When I informed one customer that it rained a lot in Ireland and that, no, it didn’t always look like the Discover Ireland advertisement posters, I instantly felt like I should have followed up with “but we do have leprechauns and we’re always happy”, he looked so disappointed, you’d swear I just shot a puppy.
Working Saint Patrick’s Day in an Irish pub at the center of New York was a crazy experience. The staff were told to prepare for the onslaught of people dressed in green as if we were troops preparing to do battle, and battle we did, squeezing through crowds that smothered the oxygen out of us, seating people that weren’t sure what their own names were and chopping off hands that got a little too friendly. I also had my other eardrum blown apart by the band of Irish bagpipers that serenaded the pub for several tunes.

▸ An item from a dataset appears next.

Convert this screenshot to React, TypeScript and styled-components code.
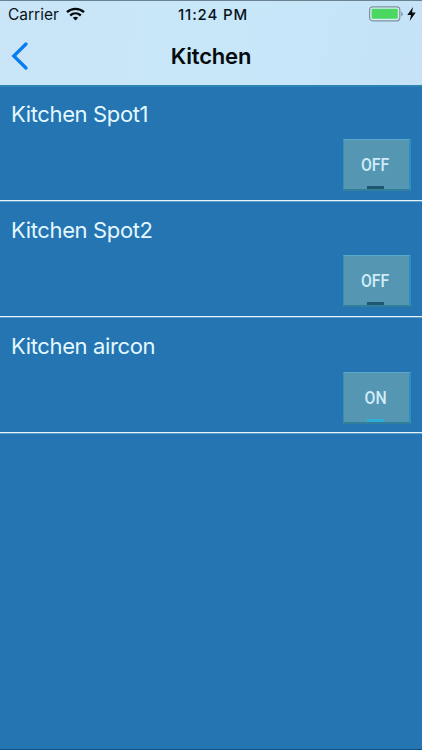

Still, we hadn’t come to America to work in a pub, we’d come to get experience and no one seemed to want to give us any.
A few weeks before D-day, my sister rang me to say that she had been to a fortune teller who had informed her that she had a sister in America who wouldn’t be coming home and would find the job she needed around two weeks before she was set to return to Ireland. Sure enough, not all fortune tellers are frauds because that’s what happened. Two weeks before D-day, IrishCentral.com took pity on me. My housemates also found jobs in their required areas just in the nick of time.
Our first months in New York were about finding our feet on the slopes of the mountain that is New York, adjusting to life in a different country and falling in love with NYC but, five months on, we have graduated from the “just visiting” pass to become the people that sigh in exasperation at the lunatic tourists who stop dead in front of us to take a picture while we’re trying to get to work in a hurry.
We have learned to accept the craziness of this city and to run from or laugh at it as the case may call for. We’ve also learned that time flies all too quickly. The city that never sleeps will not remember us when we leave, but one thing’s for sure, we’ll remember it.